Former Minister for Foreign Affairs Julie Bishop, speaking at the QUT Business Leaders’ Forum today, highlighted the need for more women in leadership roles and explained the key differences between President Trump and Obama in terms of leadership styles.
Ms Bishop, whose political career included serving as the deputy leader of the Liberal Party, told the QUT function of how she had switched from a 20-year career in law to a career in politics after attending a lecture at the Harvard Business School when she had a “life-changing moment.”
Ms Bishop said she had attended a lecture at Harvard on the topic “Australia – lucky or broke?”. At the end of the talk, the lecturer asked the audience of business leaders who would give up their climb up the corporate ladder to serve in public office.
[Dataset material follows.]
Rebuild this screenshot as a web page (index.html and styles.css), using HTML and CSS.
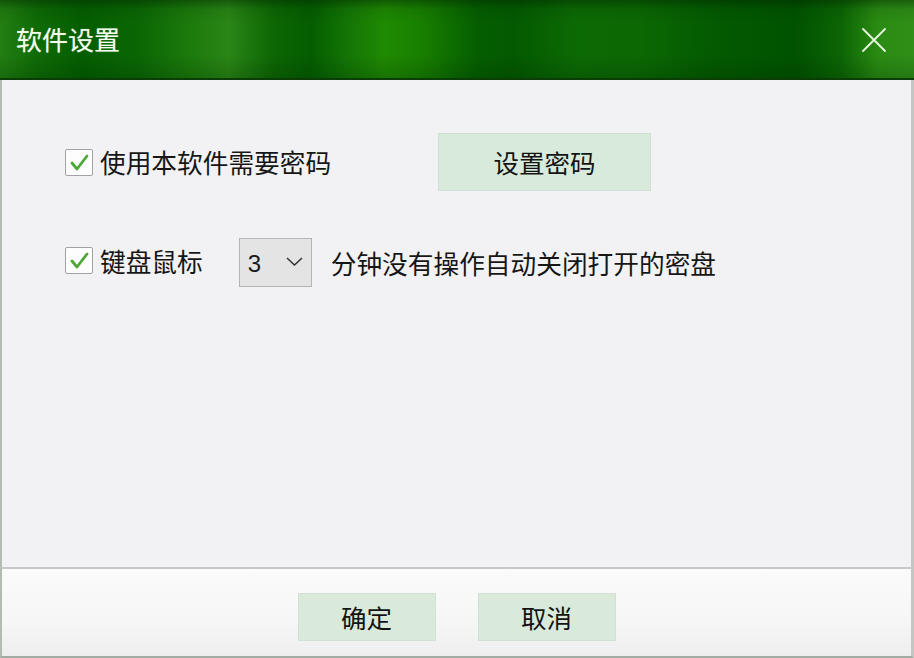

“I put my hand up and the Australians in the room fell about laughing,” she said.
QUT Business School Executive Dean Professor Robina Xavier, speaking at the forum, introduced the QUT Pathways to Politics for Women, a new program in Queensland to help redress the significant under-representation of women in political life in Australia.
Ms Bishop said she had been raised to believe public service was “a contribution worth making”.
“The funny thing about parliament is that you don’t need any qualifications,” Ms Bishop said.
“There is no training, there is no course. Thank you QUT for introducing one.”
Ms Bishop said there was “gender deafness” during her time in Cabinet, when often her ideas were ignored but the ideas were welcomed later when introduced by a male colleague.
“Without doubt, the culture in the Australian parliament is still very male-oriented,” Ms Bishop said.
She said female leadership was much more transformational, with women being more concerned about the needs of individual team members.
“Women are far more collaborative and men are much more adversarial, much more competitive.
“In the decision-making forums, the Australian Cabinet, the United Nations, forums around the world, and business boardrooms, you need that diversity of styles of views and experiences.
“We need more women in those decision-making forums.”
Ms Bishop said she had developed a test she applied to decision making:
- What are the other options?
- What does it cost?
- What is the evidence?
- What could possibly go wrong?
Ms Bishop said a good mentor was “one of the most valuable assets in your life” and she made mention of three United States Secretaries of State that had made a particular impression on her: Condoleeza Rice, Madeleine Albright and Hillary Clinton.
She said her favourite piece of advice came from Ms Albright: “There is a special place in hell reserved for women who don’t help other women.”
Ms Bishop said her political career had enabled her to observe many different styles of leadership.
“The most extraordinary contrast in leadership styles that I’ve witnessed over the past decade is that between President Obama and President Trump,” she said.
“President Obama is a very elegant speaker. I found him to be extremely consultative, he would look for alternative views. He sought out differences of opinion.
“President Trump could not be more different. President Trump famously relies on his gut instinct in making decisions. He has built a persona around being unorthodox and unpredictable and confounding his critics, including the mainstream media.”